Exercise requirements
Write out the entire listing below exactly as it appears, minus any pictures.

Data provided
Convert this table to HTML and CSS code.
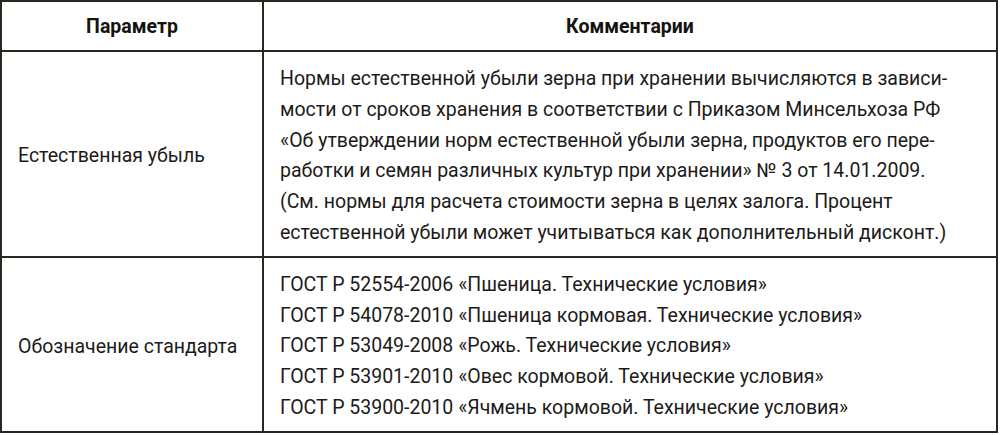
FILE: index.html
```html
<!DOCTYPE html>
<html lang="ru">
<head>
<meta charset="utf-8">
<title>Параметры</title>
<link rel="stylesheet" href="styles.css">
</head>
<body>
<table class="spec">
  <thead>
    <tr>
      <th class="col-param">Параметр</th>
      <th class="col-comment">Комментарии</th>
    </tr>
  </thead>
  <tbody>
    <tr>
      <td class="param">Естественная убыль</td>
      <td class="comment">Нормы естественной убыли зерна при хранении вычисляются в зависи-<br>мости от сроков хранения в соответствии с Приказом Минсельхоза РФ<br>«Об утверждении норм естественной убыли зерна, продуктов его пере-<br>работки и семян различных культур при хранении» № 3 от 14.01.2009.<br>(См. нормы для расчета стоимости зерна в целях залога. Процент<br>естественной убыли может учитываться как дополнительный дисконт.)</td>
    </tr>
    <tr>
      <td class="param">Обозначение стандарта</td>
      <td class="comment">ГОСТ Р 52554-2006 «Пшеница. Технические условия»<br>ГОСТ Р 54078-2010 «Пшеница кормовая. Технические условия»<br>ГОСТ Р 53049-2008 «Рожь. Технические условия»<br>ГОСТ Р 53901-2010 «Овес кормовой. Технические условия»<br>ГОСТ Р 53900-2010 «Ячмень кормовой. Технические условия»</td>
    </tr>
  </tbody>
</table>
</body>
</html>
```
FILE: styles.css
```css
html, body {
  margin: 0;
  padding: 0;
  background: #ffffff;
}
body {
  font-family: Roboto, "Liberation Sans", sans-serif;
  color: #1c1b19;
}
.spec {
  border-collapse: separate;
  border-spacing: 0;
  width: 998px;
  border-left: 2px solid #2c271e;
  border-top: 2px solid #2c271e;
}
.spec th,
.spec td {
  border-right: 2px solid #2c271e;
  border-bottom: 2px solid #2c271e;
  padding: 0;
}
.spec th {
  height: 48px;
  font-size: 19.5px;
  font-weight: 700;
  text-align: center;
  vertical-align: middle;
  color: #141311;
}
.col-param {
  width: 260px;
}
.param {
  font-size: 19.5px;
  vertical-align: middle;
  padding: 4px 8px 0 16px !important;
  white-space: nowrap;
}
.comment {
  font-size: 19.5px;
  line-height: 30.8px;
  padding: 12px 8px 7px 16px !important;
  white-space: nowrap;
}
```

Completed exercise
Convert this table to HTML and CSS code.
FILE: index.html
```html
<!DOCTYPE html>
<html lang="ru">
<head>
<meta charset="utf-8">
<title>Параметры</title>
<link rel="stylesheet" href="styles.css">
</head>
<body>
<table class="spec">
  <thead>
    <tr>
      <th class="col-param">Параметр</th>
      <th class="col-comment">Комментарии</th>
    </tr>
  </thead>
  <tbody>
    <tr>
      <td class="param">Естественная убыль</td>
      <td class="comment">Нормы естественной убыли зерна при хранении вычисляются в зависи-<br>мости от сроков хранения в соответствии с Приказом Минсельхоза РФ<br>«Об утверждении норм естественной убыли зерна, продуктов его пере-<br>работки и семян различных культур при хранении» № 3 от 14.01.2009.<br>(См. нормы для расчета стоимости зерна в целях залога. Процент<br>естественной убыли может учитываться как дополнительный дисконт.)</td>
    </tr>
    <tr>
      <td class="param">Обозначение стандарта</td>
      <td class="comment">ГОСТ Р 52554-2006 «Пшеница. Технические условия»<br>ГОСТ Р 54078-2010 «Пшеница кормовая. Технические условия»<br>ГОСТ Р 53049-2008 «Рожь. Технические условия»<br>ГОСТ Р 53901-2010 «Овес кормовой. Технические условия»<br>ГОСТ Р 53900-2010 «Ячмень кормовой. Технические условия»</td>
    </tr>
  </tbody>
</table>
</body>
</html>
```
FILE: styles.css
```css
html, body {
  margin: 0;
  padding: 0;
  background: #ffffff;
}
body {
  font-family: Roboto, "Liberation Sans", sans-serif;
  color: #1c1b19;
}
.spec {
  border-collapse: separate;
  border-spacing: 0;
  width: 998px;
  border-left: 2px solid #2c271e;
  border-top: 2px solid #2c271e;
}
.spec th,
.spec td {
  border-right: 2px solid #2c271e;
  border-bottom: 2px solid #2c271e;
  padding: 0;
}
.spec th {
  height: 48px;
  font-size: 19.5px;
  font-weight: 700;
  text-align: center;
  vertical-align: middle;
  color: #141311;
}
.col-param {
  width: 260px;
}
.param {
  font-size: 19.5px;
  vertical-align: middle;
  padding: 4px 8px 0 16px !important;
  white-space: nowrap;
}
.comment {
  font-size: 19.5px;
  line-height: 30.8px;
  padding: 12px 8px 7px 16px !important;
  white-space: nowrap;
}
```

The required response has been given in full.